Japan is now the ninth-largest export destination for Bangladesh. On the other hand, as per one estimate, 75 percent of Japanese companies see Bangladesh as a priority for investment. There are more than 250 Japanese companies in Bangladesh. Bangladesh has improved a lot in the Global Competitiveness Index. However, there are still issues such as poor infrastructure and weak regulatory environment that make Bangladesh a disincentive for many investors. We need to overcome these issues to attract more investments from Japan.

Ahsan H Mansur, Executive Director, Policy Research Institute (PRI)

Japan has always been a major development partner of Bangladesh. As of 2019, Japan is Bangladesh’s ninth-largest export market. On the other hand, Japan stands fourth after China, India and Singapore, in terms of major importing countries. Although the trade gap between Japan and Bangladesh has been widening in dollar terms, the ratio of exports to imports has been increasing in recent years, which signifies that Bangladesh is gaining an export growth relative to the import growth.

The Bay of Bengal Industrial Growth Belt (BIG-B) intends to accelerate industrial agglomeration along the Dhaka-Chittagong-Cox’s Bazar belt area and beyond, and the primary emphasis is on improving connectivity. Along with this, the strategy also aims to include the construction of a major power hub in Matarbari and a new deep-sea port.

So, why Bangladesh? Bangladesh offers a number of opportunities and under-utilised potential which can be exploited for the mutual benefit of Bangladesh and Japan. These include a large pool of semi-skilled and skilled labour, as Japan faces a serious shortage of working-age population. Japan has a high level of accumulated savings which it needs to invest in countries outside Japan due to its ageing population and to get adequate return on investment. Another reason behind choosing Bangladesh is that Japan has decided to follow the China-plus policy, due to which it is trying to geographically diversify its production base across the region.

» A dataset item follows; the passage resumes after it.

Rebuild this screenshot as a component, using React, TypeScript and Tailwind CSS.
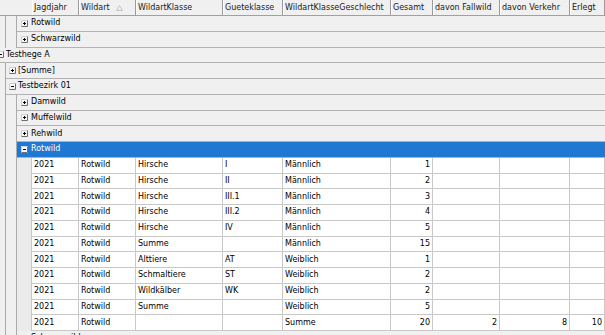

On the other hand, Bangladesh has great growth prospects in comparison to matured economies. It also has a geographical and geopolitical advantage, being located between Asia’s two largest economies, India and China.

However, Japan’s inflow of FDI remains quite low and it does not even fall under the top 10 FDI originating countries for Bangladesh, both in terms of flow and stock. Japanese investment in Bangladesh was USD 58.4 million in 2018 while that in Myanmar was USD 384 million. This unfortunate situation is mostly due to Bangladesh’s failure in attracting FDI and the negative perception about future potentials for foreign investment in Bangladeshi economy. It is most unfortunate because Bangladesh is a much bigger economy, has a larger and better production base, has a much larger and fast-growing domestic market of more than USD 300 billion and a population of 170 million, and also offers a much better mix of skilled workers when compared with countries like Myanmar or Cambodia. However, attracting FDI from Japan and other countries continues to remain a major challenge, given Bangladesh’s poor ranking in doing business, international productivity measures and numerous other indicators. Bangladesh should preach to the foreign investors that all foreign companies operating in Bangladesh are expanding and are likely to stay forever. If Japan can enhance its private investments and FDI in Bangladesh, it will be beneficial for both the countries. Bangladesh and Japan’s economic relations will be better with the inflow of investments, rather than just aid.